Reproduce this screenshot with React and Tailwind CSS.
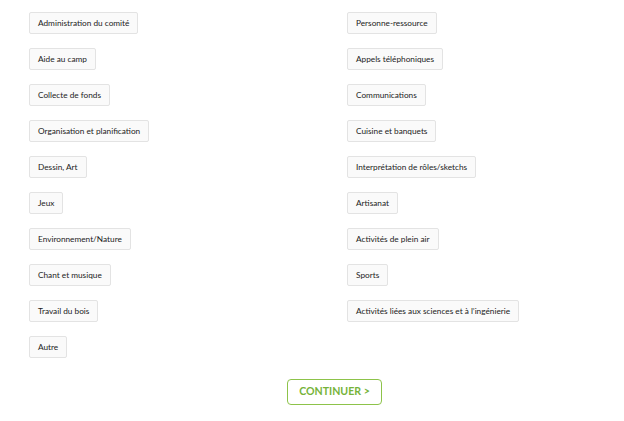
const LEFT = [
  'Administration du comité',
  'Aide au camp',
  'Collecte de fonds',
  'Organisation et planification',
  'Dessin, Art',
  'Jeux',
  'Environnement/Nature',
  'Chant et musique',
  'Travail du bois',
  'Autre',
]

const RIGHT = [
  'Personne-ressource',
  'Appels téléphoniques',
  'Communications',
  'Cuisine et banquets',
  'Interprétation de rôles/sketchs',
  'Artisanat',
  'Activités de plein air',
  'Sports',
  'Activités liées aux sciences et à l’ingénierie',
]

function Chip({ label }) {
  return (
    <div className="flex">
      <button className="h-[22px] px-[8px] bg-[#fafafa] border border-[#e3e3e3] rounded-[2px] text-[8.25px] text-[#222] leading-none whitespace-nowrap">
        {label}
      </button>
    </div>
  )
}

export default function App() {
  return (
    <div className="w-[624px] h-[421px] bg-white font-['Lato',sans-serif] pt-[12px] pl-[29px]">
      <div className="grid grid-cols-[318px_1fr] gap-y-[14px]">
        {LEFT.map((l, i) => (
          <>
            <Chip key={'l' + i} label={l} />
            {RIGHT[i] ? <Chip key={'r' + i} label={RIGHT[i]} /> : <div key={'r' + i} />}
          </>
        ))}
      </div>
      <div className="mt-[19px] ml-[258px]">
        <button className="w-[95px] h-[26px] border border-[#8dc34a] rounded-[4px] text-[#76b33a] font-bold text-[10.6px]">
          CONTINUER &gt;
        </button>
      </div>
    </div>
  )
}
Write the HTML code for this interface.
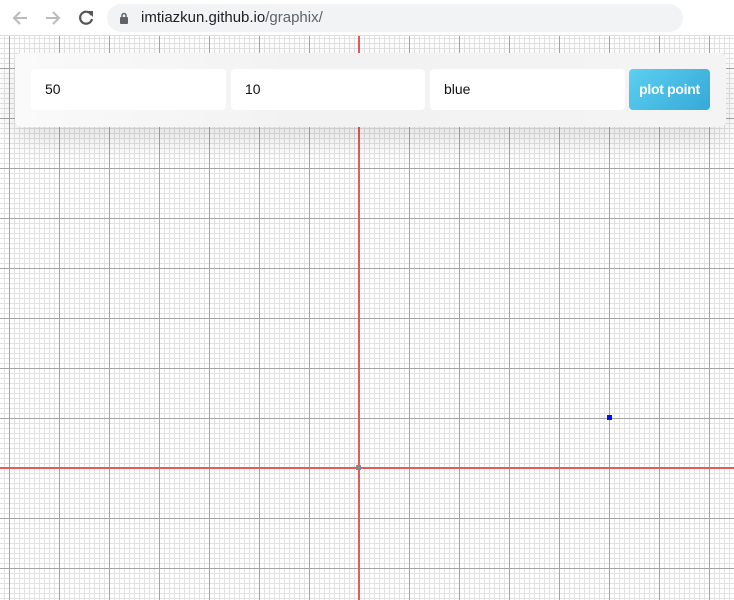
<!DOCTYPE html>
<html><head><style>
html,body{margin:0;padding:0;width:734px;height:600px;overflow:hidden;background:#fff;font-family:"Liberation Sans",sans-serif}
#bar{position:absolute;left:0;top:0;width:734px;height:36px;background:#fff;border-bottom:1px solid #ddd;box-sizing:border-box}
#url{position:absolute;left:107px;top:4px;width:576px;height:28px;border-radius:14px;background:#f1f3f4;font-size:15px;line-height:28px;color:#202124}
#url span.g{color:#5f6368}
#grid{position:absolute;left:0;top:36px;width:734px;height:564px;
background:
linear-gradient(#e65a5a,#e65a5a) 0 431px/734px 2px no-repeat,
linear-gradient(#e65a5a,#e65a5a) 358px 0/2px 564px no-repeat,
linear-gradient(90deg,#a4a4a4 1px,transparent 1px) 9px 0/50px 50px,
linear-gradient(#a4a4a4 1px,transparent 1px) 0 32px/50px 50px,
linear-gradient(90deg,#e2e2e2 1px,transparent 1px) 4px 0/5px 5px,
linear-gradient(#e2e2e2 1px,transparent 1px) 0 2px/5px 5px;}
#panel{position:absolute;left:15px;top:53px;width:711px;height:74px;border-radius:6px;background:linear-gradient(90deg,#fafafa,#f2f2f2 40%,#f4f4f4);box-shadow:0 12px 30px rgba(0,0,0,0.12)}
.in{position:absolute;top:16px;height:41px;background:#fff;border-radius:4px;font-size:14px;line-height:41px;padding-left:14px;box-sizing:border-box;color:#111}
#btn{position:absolute;left:614px;top:16px;width:81px;height:41px;border-radius:4px;background:linear-gradient(135deg,#5bd0f0,#36a8d8);color:#fff;font-weight:bold;font-size:14px;text-align:center;line-height:41px;letter-spacing:-0.3px}
</style></head><body>
<div id="grid"></div>
<div style="position:absolute;left:356px;top:465px;width:5px;height:5px;background:#888"></div>
<div style="position:absolute;left:607px;top:415px;width:5px;height:5px;background:#0010ff"></div>
<div id="bar">
<svg style="position:absolute;left:10px;top:8px" width="20" height="20" viewBox="0 0 20 20"><path d="M17 10H4M10 4l-6 6 6 6" stroke="#bbb" stroke-width="2" fill="none"/></svg>
<svg style="position:absolute;left:43px;top:8px" width="20" height="20" viewBox="0 0 20 20"><path d="M3 10h13M10 4l6 6-6 6" stroke="#bbb" stroke-width="2" fill="none"/></svg>
<svg style="position:absolute;left:76px;top:8px" width="20" height="20" viewBox="0 0 20 20"><path d="M15.5 7A6 6 0 1 0 16 11" stroke="#555" stroke-width="2.2" fill="none"/><path d="M11 3h6v6z" fill="#555"/></svg>
<div id="url"><svg style="position:absolute;left:12px;top:8px" width="10" height="12" viewBox="0 0 10 12"><rect x="1" y="5" width="8" height="7" rx="1" fill="#5f6368"/><path d="M3 5V3.5a2 2 0 0 1 4 0V5" stroke="#5f6368" stroke-width="1.5" fill="none"/></svg><span style="position:absolute;left:34px">imtiazkun.github.io<span class="g">/graphix/</span></span></div>
</div>
<div id="panel">
<div class="in" style="left:16px;width:195px">50</div>
<div class="in" style="left:216px;width:194px">10</div>
<div class="in" style="left:415px;width:195px">blue</div>
<div id="btn">plot point</div>
</div>
</body></html>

□ □ □

SHORT PROBLEM » Reproduce each record above by retyping it exactly; omit all images.

OUTPUT OF THE TASK »
Reproduce this screenshot with React and Tailwind CSS.
const LEFT = [
  'Administration du comité',
  'Aide au camp',
  'Collecte de fonds',
  'Organisation et planification',
  'Dessin, Art',
  'Jeux',
  'Environnement/Nature',
  'Chant et musique',
  'Travail du bois',
  'Autre',
]

const RIGHT = [
  'Personne-ressource',
  'Appels téléphoniques',
  'Communications',
  'Cuisine et banquets',
  'Interprétation de rôles/sketchs',
  'Artisanat',
  'Activités de plein air',
  'Sports',
  'Activités liées aux sciences et à l’ingénierie',
]

function Chip({ label }) {
  return (
    <div className="flex">
      <button className="h-[22px] px-[8px] bg-[#fafafa] border border-[#e3e3e3] rounded-[2px] text-[8.25px] text-[#222] leading-none whitespace-nowrap">
        {label}
      </button>
    </div>
  )
}

export default function App() {
  return (
    <div className="w-[624px] h-[421px] bg-white font-['Lato',sans-serif] pt-[12px] pl-[29px]">
      <div className="grid grid-cols-[318px_1fr] gap-y-[14px]">
        {LEFT.map((l, i) => (
          <>
            <Chip key={'l' + i} label={l} />
            {RIGHT[i] ? <Chip key={'r' + i} label={RIGHT[i]} /> : <div key={'r' + i} />}
          </>
        ))}
      </div>
      <div className="mt-[19px] ml-[258px]">
        <button className="w-[95px] h-[26px] border border-[#8dc34a] rounded-[4px] text-[#76b33a] font-bold text-[10.6px]">
          CONTINUER &gt;
        </button>
      </div>
    </div>
  )
}
Write the HTML code for this interface.
<!DOCTYPE html>
<html><head><style>
html,body{margin:0;padding:0;width:734px;height:600px;overflow:hidden;background:#fff;font-family:"Liberation Sans",sans-serif}
#bar{position:absolute;left:0;top:0;width:734px;height:36px;background:#fff;border-bottom:1px solid #ddd;box-sizing:border-box}
#url{position:absolute;left:107px;top:4px;width:576px;height:28px;border-radius:14px;background:#f1f3f4;font-size:15px;line-height:28px;color:#202124}
#url span.g{color:#5f6368}
#grid{position:absolute;left:0;top:36px;width:734px;height:564px;
background:
linear-gradient(#e65a5a,#e65a5a) 0 431px/734px 2px no-repeat,
linear-gradient(#e65a5a,#e65a5a) 358px 0/2px 564px no-repeat,
linear-gradient(90deg,#a4a4a4 1px,transparent 1px) 9px 0/50px 50px,
linear-gradient(#a4a4a4 1px,transparent 1px) 0 32px/50px 50px,
linear-gradient(90deg,#e2e2e2 1px,transparent 1px) 4px 0/5px 5px,
linear-gradient(#e2e2e2 1px,transparent 1px) 0 2px/5px 5px;}
#panel{position:absolute;left:15px;top:53px;width:711px;height:74px;border-radius:6px;background:linear-gradient(90deg,#fafafa,#f2f2f2 40%,#f4f4f4);box-shadow:0 12px 30px rgba(0,0,0,0.12)}
.in{position:absolute;top:16px;height:41px;background:#fff;border-radius:4px;font-size:14px;line-height:41px;padding-left:14px;box-sizing:border-box;color:#111}
#btn{position:absolute;left:614px;top:16px;width:81px;height:41px;border-radius:4px;background:linear-gradient(135deg,#5bd0f0,#36a8d8);color:#fff;font-weight:bold;font-size:14px;text-align:center;line-height:41px;letter-spacing:-0.3px}
</style></head><body>
<div id="grid"></div>
<div style="position:absolute;left:356px;top:465px;width:5px;height:5px;background:#888"></div>
<div style="position:absolute;left:607px;top:415px;width:5px;height:5px;background:#0010ff"></div>
<div id="bar">
<svg style="position:absolute;left:10px;top:8px" width="20" height="20" viewBox="0 0 20 20"><path d="M17 10H4M10 4l-6 6 6 6" stroke="#bbb" stroke-width="2" fill="none"/></svg>
<svg style="position:absolute;left:43px;top:8px" width="20" height="20" viewBox="0 0 20 20"><path d="M3 10h13M10 4l6 6-6 6" stroke="#bbb" stroke-width="2" fill="none"/></svg>
<svg style="position:absolute;left:76px;top:8px" width="20" height="20" viewBox="0 0 20 20"><path d="M15.5 7A6 6 0 1 0 16 11" stroke="#555" stroke-width="2.2" fill="none"/><path d="M11 3h6v6z" fill="#555"/></svg>
<div id="url"><svg style="position:absolute;left:12px;top:8px" width="10" height="12" viewBox="0 0 10 12"><rect x="1" y="5" width="8" height="7" rx="1" fill="#5f6368"/><path d="M3 5V3.5a2 2 0 0 1 4 0V5" stroke="#5f6368" stroke-width="1.5" fill="none"/></svg><span style="position:absolute;left:34px">imtiazkun.github.io<span class="g">/graphix/</span></span></div>
</div>
<div id="panel">
<div class="in" style="left:16px;width:195px">50</div>
<div class="in" style="left:216px;width:194px">10</div>
<div class="in" style="left:415px;width:195px">blue</div>
<div id="btn">plot point</div>
</div>
</body></html>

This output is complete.